No matter which television or department store you go to today, you’ll really struggle to find a TV that isn’t 4K. Whether it’s 3D (ha!), curved, super-thin, super-smart or whatever, chances are, it’s 4K. 1080p televisions seem to generally hang out in the reduced to clear sections these days. And yet, when I made a point of asking twenty people I know whether they - or anyone they knew - actually had a 4K television in their homes, only one person knew someone who had one. That’s out of literally hundreds of people; only one.
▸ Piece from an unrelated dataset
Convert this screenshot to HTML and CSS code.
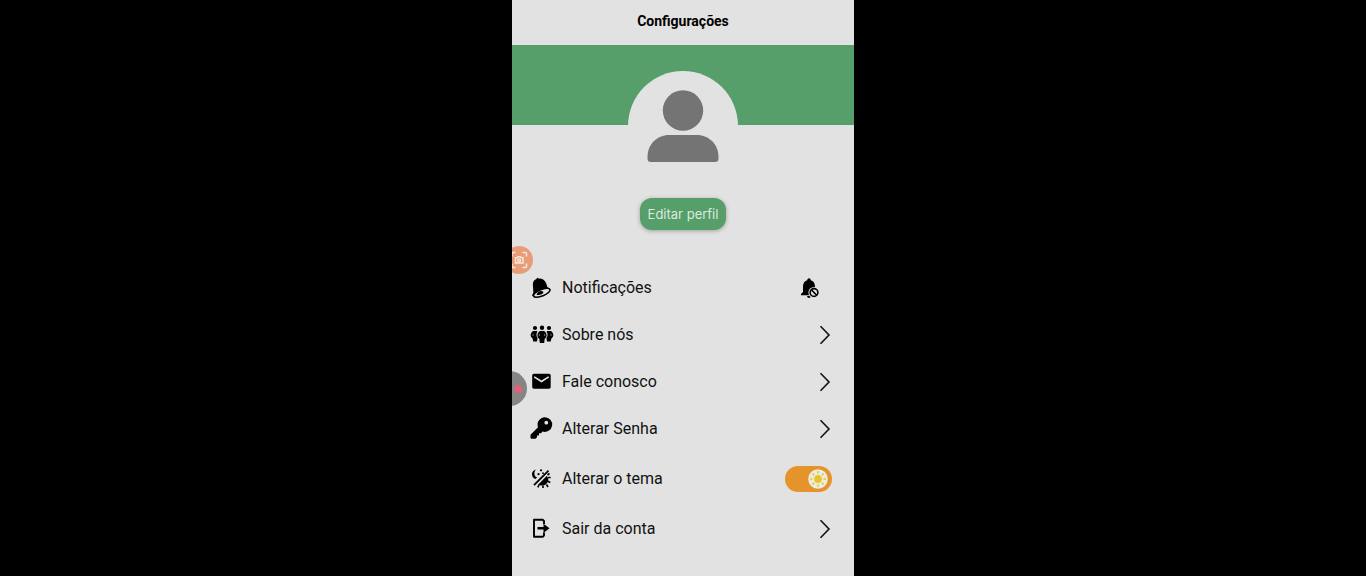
FILE: index.html
```html
<!DOCTYPE html>
<html lang="pt-BR">
<head>
<meta charset="utf-8">
<meta name="viewport" content="width=device-width, initial-scale=1">
<title>Configurações</title>
<link rel="stylesheet" href="styles.css">
</head>
<body>
<main class="phone">
  <header class="header"><h1 class="title">Configurações</h1></header>
  <section class="profile">
    <div class="banner"></div>
    <div class="avatar">
      <svg width="72" height="72" viewBox="0 0 72 72" fill="#747474" aria-hidden="true">
        <circle cx="36" cy="20.500" r="20.200"/>
        <path d="M22 45H50C62 45 71.500 54.500 71.500 67V68.500Q71.500 72 68 72H4Q.5 72 .5 68.500V67C.5 54.500 10 45 22 45Z"/>
      </svg>
    </div>
    <button class="edit" type="button">Editar perfil</button>
  </section>

  <ul class="menu">
    <li><button class="row" type="button">
      <svg class="icon" viewBox="0 0 24 24" aria-hidden="true">
        <path d="M3.300 20.500 2 19.500 3.400 16.500 2.800 8.500C2.800 5.500 4.500 3.600 6.500 3L7 1.700 8.800 2.400C12 2.200 15.300 4 16.300 7.500L17.300 11 20.500 13.200C20.500 18 12 22 3.300 20.500Z"/>
        <ellipse cx="11.800" cy="16.800" rx="8.800" ry="3.200" transform="rotate(-22 11.800 16.800)" fill="#e2e2e2" stroke="#000" stroke-width="1.500"/>
        <path d="M6.500 18.900C7.500 15 12 14 13.600 16.200Q12 19.500 6.500 18.900Z"/>
      </svg>
      <span class="label">Notificações</span>
      <svg class="muted" width="20" height="22" viewBox="0 0 20 22" aria-hidden="true">
        <path d="M1 18.300V17L3 15V9.500C3 6 4.800 3.900 7.300 3.200V2.500Q9 .2 10.700 2.500V3.200C13.300 3.900 15 6 15 9.500V18.300Z"/>
        <path d="M7 19H11Q10.800 21 9 21T7 19Z"/>
        <circle cx="14" cy="15.500" r="5.600" fill="#e2e2e2"/>
        <circle cx="14" cy="15.500" r="3.900" fill="none" stroke="#000" stroke-width="1.600"/>
        <path d="M11.500 13 16.500 18" stroke="#000" stroke-width="1.700"/>
      </svg>
    </button></li>
    <li><button class="row" type="button">
      <svg class="icon" viewBox="0 0 24 24" aria-hidden="true">
        <circle cx="5" cy="5" r="2.100"/><circle cx="12" cy="4.800" r="2.200"/><circle cx="19" cy="5" r="2.100"/>
        <path d="M3.200 8H6.800L7.400 8.700Q5.400 12 7.600 15L7 18.500H3.300L2.600 15.500Q-.4 13.500 1.200 10 2 8.300 3.200 8ZM20.800 8H17.200L16.600 8.700Q18.600 12 16.400 15L17 18.500H20.700L21.400 15.500Q24.400 13.500 22.800 10 22 8.300 20.800 8Z"/>
        <path d="M9.800 8H14.200Q18 11 15.800 15L14.700 15.800 14.200 20H9.800L9.300 15.800 8.200 15Q6 11 9.800 8Z"/>
        <path d="M3 10.800V13M21 10.800V13M9.300 10.800V13M14.700 10.800V13" stroke="#e2e2e2" stroke-width=".5"/>
      </svg>
      <span class="label">Sobre nós</span>
      <svg class="chevron" viewBox="0 0 12 20" aria-hidden="true"><path d="M1.500 1.200 10 10 1.500 18.800"/></svg>
    </button></li>
    <li><button class="row" type="button">
      <svg class="icon" viewBox="0 0 24 24" aria-hidden="true">
        <rect x="2.200" y="3.700" width="18.500" height="15" rx="1.700"/>
        <path d="M4.200 6.900 11.500 11.500 18.700 6.900" fill="none" stroke="#e2e2e2" stroke-width="1.700"/>
      </svg>
      <span class="label">Fale conosco</span>
      <svg class="chevron" viewBox="0 0 12 20" aria-hidden="true"><path d="M1.500 1.200 10 10 1.500 18.800"/></svg>
    </button></li>
    <li><button class="row" type="button">
      <svg class="icon" viewBox="0 0 24 24" aria-hidden="true">
        <path fill-rule="evenodd" d="M14.800 .3A7.300 7.300 0 1 1 12.500 14.500L11 16.200H9V18.400H7V20.200L5.500 21.700H1.300L.5 20.900V17.700L8 10.200A7.300 7.300 0 0 1 14.800 .3ZM16.300 3.800A1.900 1.900 0 1 0 16.300 7.600 1.900 1.900 0 0 0 16.300 3.800Z"/>
      </svg>
      <span class="label">Alterar Senha</span>
      <svg class="chevron" viewBox="0 0 12 20" aria-hidden="true"><path d="M1.500 1.200 10 10 1.500 18.800"/></svg>
    </button></li>
  </ul>

  <ul class="menu menu-tall">
    <li><label class="row">
      <svg class="icon" viewBox="0 0 24 24" aria-hidden="true">
        <path d="M4 18.200 18.500 3.700" stroke="#000" stroke-width="1.800"/>
        <path d="M6 2.500C.8 3.500 .8 10.500 5.300 12L7.200 10.500C4 9.500 3.500 5 6 2.500Z"/>
        <circle cx="8.500" cy="7.200" r="1.100"/><circle cx="11" cy="3.300" r="1.100"/><circle cx="13" cy="6.200" r=".9"/>
        <path d="M8 17.700 16.700 9C19.500 12 18.300 15 16.200 16.900 14 18.700 11 18.900 8 17.700Z"/>
        <path d="M9 18 7.800 20.300M13 18.500V21M16.500 17.500 18 20M17.800 14.300 20.300 15.500M18 10.500H20.700M17.500 8 19.500 6.500" stroke="#000" stroke-width="1.600"/>
      </svg>
      <span class="label">Alterar o tema</span>
      <span class="switch">
        <input class="switch-input" type="checkbox" role="switch" checked>
        <svg class="sun" viewBox="0 0 20 20" aria-hidden="true">
          <circle cx="10" cy="10" r="9.800" fill="#ededdf"/>
          <circle cx="10" cy="10" r="3.900" fill="#e8c52c"/>
          <path d="M10 2.200V4.500M10 15.500V17.800M2.200 10H4.500M15.500 10H17.800M4.500 4.500 6.100 6.100M13.900 13.900 15.500 15.500M4.500 15.500 6.100 13.900M13.900 6.100 15.500 4.500" stroke="#dcc23e" stroke-width="1.500"/>
        </svg>
      </span>
    </label></li>
    <li><button class="row" type="button">
      <svg class="icon" viewBox="0 0 24 24" aria-hidden="true">
        <path d="M14 7V4L12.700 2.800H4V19.700H12.700L14 18.500V15.500" fill="none" stroke="#000" stroke-width="1.900" stroke-linejoin="round"/>
        <path d="M7.500 10H13.500V6.700L19.500 11.300 13.500 15.900V12.600H7.500Z"/>
      </svg>
      <span class="label">Sair da conta</span>
      <svg class="chevron" viewBox="0 0 12 20" aria-hidden="true"><path d="M1.500 1.200 10 10 1.500 18.800"/></svg>
    </button></li>
  </ul>

  <button class="float capture" type="button" aria-label="Capturar tela">
    <svg width="28" height="28" viewBox="0 0 28 28" fill="none" stroke="#f8e7dd" stroke-width="1.500" aria-hidden="true">
      <path d="M7 10.500V7.500Q7 6.500 8 6.500H10.500M17.500 6.500H20.500Q21.500 6.500 21.500 7.500V10.500M21.500 17.500V20.500Q21.500 21.500 20.500 21.500H17.500M10.500 21.500H8Q7 21.500 7 20.500V17.500"/>
      <path d="M10.500 11.700H12L13 10.700H15.500L16.500 11.700H18V17H10.500Z"/>
      <circle cx="14.200" cy="14.200" r="1.300"/>
    </svg>
  </button>
  <button class="float record" type="button" aria-label="Gravar tela"><span class="dot"></span></button>
</main>
</body>
</html>
```
FILE: styles.css
```css
* { box-sizing: border-box; }

body {
  margin: 0;
  background: #000;
  color: #111;
  font-family: Roboto, "Liberation Sans", sans-serif;
}

button {
  border: 0;
  font: inherit;
  color: inherit;
  cursor: pointer;
}

.phone {
  position: relative;
  max-width: 342px;
  min-height: 100vh;
  margin: 0 auto;
  overflow: hidden;
  background: #e2e2e2;
}

.header {
  display: flex;
  justify-content: center;
  padding: 11px 16px 14px;
}

.title {
  margin: 0;
  font-size: 14px;
  line-height: 20px;
  font-weight: 700;
  color: #000;
}

.profile {
  display: flex;
  flex-direction: column;
  align-items: center;
}

.banner {
  width: 100%;
  height: 80px;
  background: #569e6a;
}

.avatar {
  display: grid;
  place-items: center;
  width: 110px;
  height: 110px;
  margin-top: -54px;
  border-radius: 50%;
  background: #e2e2e2;
}

.edit {
  margin-top: 17px;
  padding: 6px 8px;
  border-radius: 12px;
  background: #569e6a;
  box-shadow: 0 1px 4px rgba(0, 0, 0, .3);
  color: #dcebdc;
  font-family: Inter, Roboto, sans-serif;
  font-size: 13px;
  line-height: 20px;
}

.menu {
  margin: 34px 0 0;
  padding: 0;
  list-style: none;
}

.menu-tall { margin-top: 2px; }

.row {
  display: flex;
  align-items: center;
  gap: 8px;
  width: 100%;
  height: 47px;
  padding: 0 22px 0 18px;
  background: none;
  text-align: left;
  font-size: 16px;
  line-height: 20px;
  cursor: pointer;
}

.menu-tall .row { height: 50px; }

.icon {
  flex: none;
  width: 24px;
  height: 24px;
}

.label { flex: 1; }

.muted { margin-right: 12px; }

.chevron {
  width: 12px;
  height: 20px;
  margin-right: 1px;
  fill: none;
  stroke: #111;
  stroke-width: 1.6;
}

.switch {
  position: relative;
  display: flex;
}

.switch-input {
  appearance: none;
  width: 47px;
  height: 26px;
  margin: 0;
  border-radius: 13px;
  background: #bbb;
  cursor: pointer;
}

.switch-input:checked { background: #e5932b; }

.sun {
  position: absolute;
  top: 3px;
  left: 4px;
  width: 20px;
  height: 20px;
  pointer-events: none;
}

.switch-input:checked + .sun { left: 23px; }

.float {
  position: absolute;
  display: grid;
  padding: 0;
  border-radius: 50%;
}

.capture {
  top: 246px;
  left: -7px;
  width: 28px;
  height: 28px;
  background: #e79e78;
}

.record {
  top: 371px;
  left: -20px;
  width: 35px;
  height: 35px;
  align-items: center;
  justify-content: end;
  padding-right: 5px;
  background: #858585;
}

.dot {
  width: 8px;
  height: 8px;
  border-radius: 50%;
  background: #e4607a;
}
```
Why? Well, a number of reasons. Firstly: while the price of 4K is coming down more and more, it’s still not quite 1080p price and that means it’s still more than a lot of people are willing to pay just to upgrade the picture quality of EastEnders. Secondly: not that many people even know what 4K is still. It’s common-speak in the tech world, but ask the average consumer on the high street and they’ll tell you they’ve heard of it but haven’t a clue what it is or what it means. And lastly: a lot of people (those that do know what 4K is) just don’t feel it’s that big of an upgrade. And like a lot of new technology, people are skeptical of it and reluctant to part with thousands of pounds until they see general consumer uptake first.
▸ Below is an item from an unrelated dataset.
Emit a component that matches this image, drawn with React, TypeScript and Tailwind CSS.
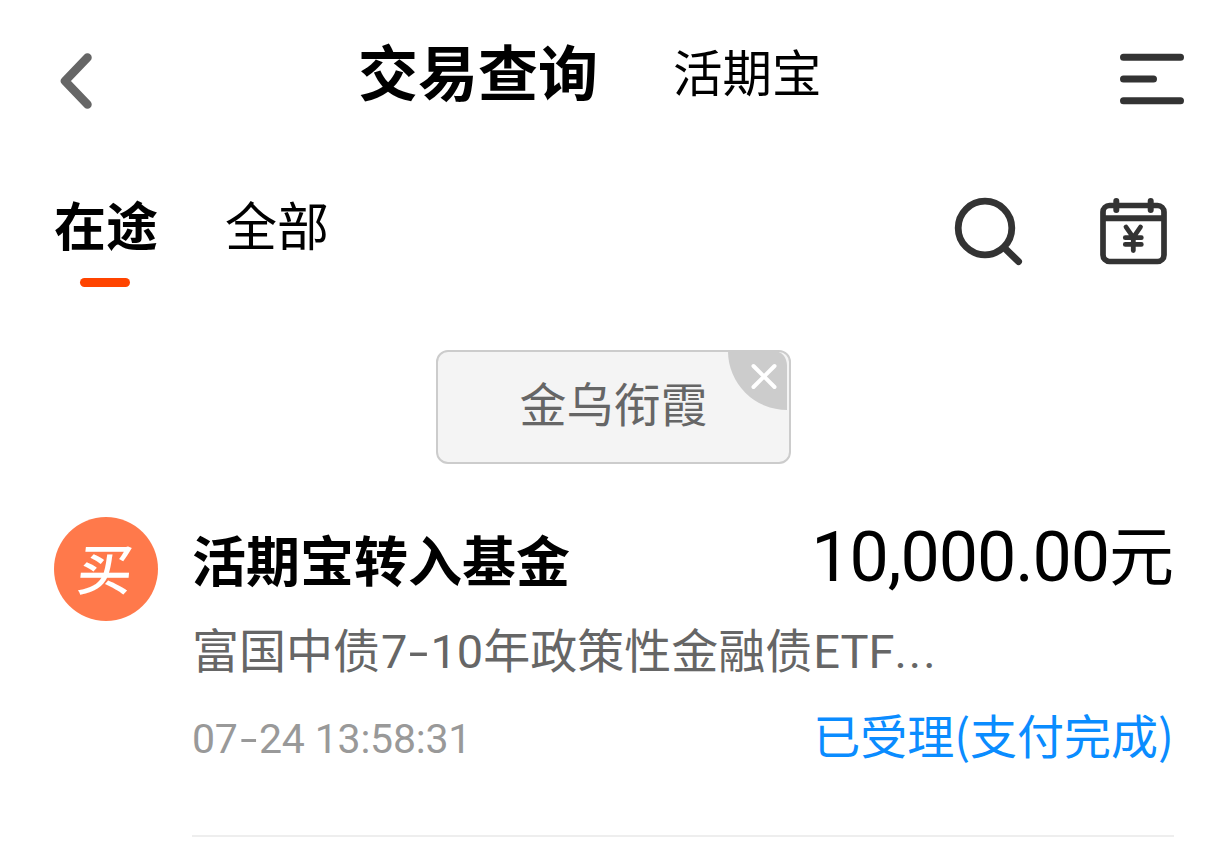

At the Consumer Electronics Show 2016 last week in the States, 4K televisions were everywhere, but there were also a few 8K ones. Now while 8K televisions are probably still a few years off being ready for the average consumer, as is 8K content, when people hear there’s an upgrade already out there, it makes them even more reluctant to buy current tech, in this case 4K, for fear of wasting money of equipment that could be out of date in just a couple of years.


Finally, one last hurdle for 4K is content. In media stores around the world, you can still buy DVD format movies. These are still part of the norm. Bear in mind that DVDs are not only not 4K, but not even 1080p, and you’ll realise how far behind content really is. There is currently no SkyTV 4K, no Virgin Media 4K, not Sky Sports 4K and no 4K movies in most shops to buy. There is 4K streaming available on YouTube, providing you have both a 4K resolution monitor and a damn-fast internet connection capable of carrying all that data, but generally speaking, content is not ready. So you could spend thousands on a new state-of-the-art 4K television, but end up mostly just watching 1080p resolution content for the next couple of years while we wait for everyone to catch up.

All-in-all, even though it’s nearly a year on from my last mention of it, 4K still isn’t ready to be adopted by the general public.

Maybe 2016 will be the year it makes it, or maybe I’ll return to this topic in 2017.